具体的には、リハビリを受ける人にVRゴーグルを装着してもらい、ロボットで腕を振る動作を物理的にアシストします。すると、VRの画面で自分の操作するアバターが青い玉と赤い玉の2つを投げる。青いボールは手前に落ちるのですが、赤い玉は遠くまで飛んでいきます。実際にこの人が投げた玉は青色ですが、VR内でボールが飛ぶ軌道を修正することで、赤い玉のように「投げたら遠くに飛んだ」という仮想的な体験をさせられる。すると、脳が「意外とできる」と錯覚して、そのうち本当にボールを遠くまで投げられるようになります。
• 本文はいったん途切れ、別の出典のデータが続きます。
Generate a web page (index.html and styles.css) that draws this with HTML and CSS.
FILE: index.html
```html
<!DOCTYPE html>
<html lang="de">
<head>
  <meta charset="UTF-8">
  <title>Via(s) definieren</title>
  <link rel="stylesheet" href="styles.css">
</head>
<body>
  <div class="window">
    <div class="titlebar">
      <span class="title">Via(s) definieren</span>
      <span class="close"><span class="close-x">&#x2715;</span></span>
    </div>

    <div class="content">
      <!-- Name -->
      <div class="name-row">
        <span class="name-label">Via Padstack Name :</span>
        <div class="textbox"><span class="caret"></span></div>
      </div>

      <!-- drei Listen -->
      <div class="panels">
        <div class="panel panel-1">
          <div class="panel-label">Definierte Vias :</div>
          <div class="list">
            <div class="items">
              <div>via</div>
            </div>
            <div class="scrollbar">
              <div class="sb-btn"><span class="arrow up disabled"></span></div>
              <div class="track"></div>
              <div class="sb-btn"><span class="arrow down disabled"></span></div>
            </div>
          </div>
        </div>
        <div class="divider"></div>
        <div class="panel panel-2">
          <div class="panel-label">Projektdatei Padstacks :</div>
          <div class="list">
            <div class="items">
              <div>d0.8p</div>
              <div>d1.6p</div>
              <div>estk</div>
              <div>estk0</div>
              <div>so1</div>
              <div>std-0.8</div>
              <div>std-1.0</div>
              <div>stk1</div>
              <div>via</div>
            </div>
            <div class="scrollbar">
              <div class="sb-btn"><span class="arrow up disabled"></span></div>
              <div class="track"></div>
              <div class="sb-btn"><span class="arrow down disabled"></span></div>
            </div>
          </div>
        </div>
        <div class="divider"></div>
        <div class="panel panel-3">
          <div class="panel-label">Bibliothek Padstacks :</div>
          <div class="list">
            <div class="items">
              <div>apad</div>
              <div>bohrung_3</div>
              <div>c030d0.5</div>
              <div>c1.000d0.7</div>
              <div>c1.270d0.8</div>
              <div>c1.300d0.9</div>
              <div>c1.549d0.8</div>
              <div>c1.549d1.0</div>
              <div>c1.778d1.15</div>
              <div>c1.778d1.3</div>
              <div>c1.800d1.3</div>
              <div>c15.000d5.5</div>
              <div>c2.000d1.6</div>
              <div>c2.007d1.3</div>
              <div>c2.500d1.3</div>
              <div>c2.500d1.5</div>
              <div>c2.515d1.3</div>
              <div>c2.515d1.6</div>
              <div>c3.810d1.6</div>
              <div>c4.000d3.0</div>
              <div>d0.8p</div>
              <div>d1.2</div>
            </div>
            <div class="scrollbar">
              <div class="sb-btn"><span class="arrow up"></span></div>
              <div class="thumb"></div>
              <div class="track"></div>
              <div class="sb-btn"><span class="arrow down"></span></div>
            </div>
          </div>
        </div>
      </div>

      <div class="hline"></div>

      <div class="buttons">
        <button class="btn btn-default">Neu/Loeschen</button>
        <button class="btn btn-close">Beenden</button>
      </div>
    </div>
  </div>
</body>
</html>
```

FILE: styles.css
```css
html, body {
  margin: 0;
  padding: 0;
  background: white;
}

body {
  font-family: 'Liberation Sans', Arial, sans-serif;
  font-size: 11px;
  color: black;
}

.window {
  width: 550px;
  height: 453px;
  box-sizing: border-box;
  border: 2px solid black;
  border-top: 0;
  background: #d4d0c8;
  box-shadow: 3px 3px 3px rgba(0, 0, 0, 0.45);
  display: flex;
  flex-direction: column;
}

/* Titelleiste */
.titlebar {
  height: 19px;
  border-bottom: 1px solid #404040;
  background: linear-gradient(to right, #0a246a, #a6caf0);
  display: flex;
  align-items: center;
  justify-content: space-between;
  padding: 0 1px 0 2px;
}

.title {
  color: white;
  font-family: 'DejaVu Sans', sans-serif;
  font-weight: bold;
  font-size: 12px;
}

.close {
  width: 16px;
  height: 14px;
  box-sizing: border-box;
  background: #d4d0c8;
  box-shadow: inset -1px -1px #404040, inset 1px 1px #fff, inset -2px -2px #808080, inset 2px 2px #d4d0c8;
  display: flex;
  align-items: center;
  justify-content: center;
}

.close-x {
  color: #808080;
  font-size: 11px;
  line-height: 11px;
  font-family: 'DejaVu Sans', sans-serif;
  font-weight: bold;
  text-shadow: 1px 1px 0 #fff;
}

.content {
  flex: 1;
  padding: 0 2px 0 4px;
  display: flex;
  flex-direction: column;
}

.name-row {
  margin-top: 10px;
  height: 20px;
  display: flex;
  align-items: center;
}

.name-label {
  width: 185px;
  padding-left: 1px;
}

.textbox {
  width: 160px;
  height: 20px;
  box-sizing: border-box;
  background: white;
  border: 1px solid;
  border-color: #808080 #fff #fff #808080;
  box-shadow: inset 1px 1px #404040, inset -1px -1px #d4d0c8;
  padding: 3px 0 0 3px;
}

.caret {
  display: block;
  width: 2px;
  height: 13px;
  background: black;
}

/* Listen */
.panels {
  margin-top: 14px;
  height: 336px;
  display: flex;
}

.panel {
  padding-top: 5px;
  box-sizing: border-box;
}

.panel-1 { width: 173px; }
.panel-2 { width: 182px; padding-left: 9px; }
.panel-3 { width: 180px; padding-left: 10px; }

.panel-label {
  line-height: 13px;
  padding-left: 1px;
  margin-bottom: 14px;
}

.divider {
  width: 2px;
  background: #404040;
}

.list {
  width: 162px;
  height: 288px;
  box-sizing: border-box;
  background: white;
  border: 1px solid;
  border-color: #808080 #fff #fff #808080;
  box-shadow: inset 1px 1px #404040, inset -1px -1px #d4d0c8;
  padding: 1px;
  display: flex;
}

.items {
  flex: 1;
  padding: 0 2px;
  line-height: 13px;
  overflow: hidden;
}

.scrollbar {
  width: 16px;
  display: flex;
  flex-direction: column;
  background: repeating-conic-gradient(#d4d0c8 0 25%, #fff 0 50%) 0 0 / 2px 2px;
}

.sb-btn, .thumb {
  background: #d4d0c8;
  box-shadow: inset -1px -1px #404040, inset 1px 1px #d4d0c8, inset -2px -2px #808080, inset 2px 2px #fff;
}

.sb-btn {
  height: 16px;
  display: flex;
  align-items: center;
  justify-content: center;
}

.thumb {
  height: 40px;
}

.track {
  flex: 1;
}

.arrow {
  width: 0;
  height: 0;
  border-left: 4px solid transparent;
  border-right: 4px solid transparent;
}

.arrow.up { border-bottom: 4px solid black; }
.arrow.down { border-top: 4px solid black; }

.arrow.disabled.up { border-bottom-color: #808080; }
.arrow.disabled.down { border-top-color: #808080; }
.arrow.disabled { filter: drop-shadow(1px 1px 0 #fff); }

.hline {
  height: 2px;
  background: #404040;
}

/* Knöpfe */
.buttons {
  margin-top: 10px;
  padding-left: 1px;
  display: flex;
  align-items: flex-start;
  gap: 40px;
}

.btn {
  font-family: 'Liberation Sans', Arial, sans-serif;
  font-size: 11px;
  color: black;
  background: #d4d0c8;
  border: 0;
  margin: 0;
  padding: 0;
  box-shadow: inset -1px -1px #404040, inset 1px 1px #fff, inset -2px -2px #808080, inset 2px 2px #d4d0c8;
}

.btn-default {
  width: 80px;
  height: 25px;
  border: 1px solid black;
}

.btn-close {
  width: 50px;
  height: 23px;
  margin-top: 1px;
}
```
アバターで姿を変え、表情を変えて、行動も変えて、能力も変えられる。こうした人間の「オーグメンテーション(改変)」では、さじ加減を程よく調整しながら、個人の主体性や幸せを計測してフィードバックしていく。その積み重ねの先には、政策評価などにVRが貢献する未来も近いのだと考えています。

画像:VRの旅行アプリケーションを使った工学分野の研究を体験する

──リハビリテーションにおける一人ひとりの生活から、「主体性」や「福祉」をキーワードにした社会全体のウェルビーイングの向上まで、アバターの幅広い応用可能性をお聞きすることができました。松元先生、稲邑先生、本日はありがとうございました。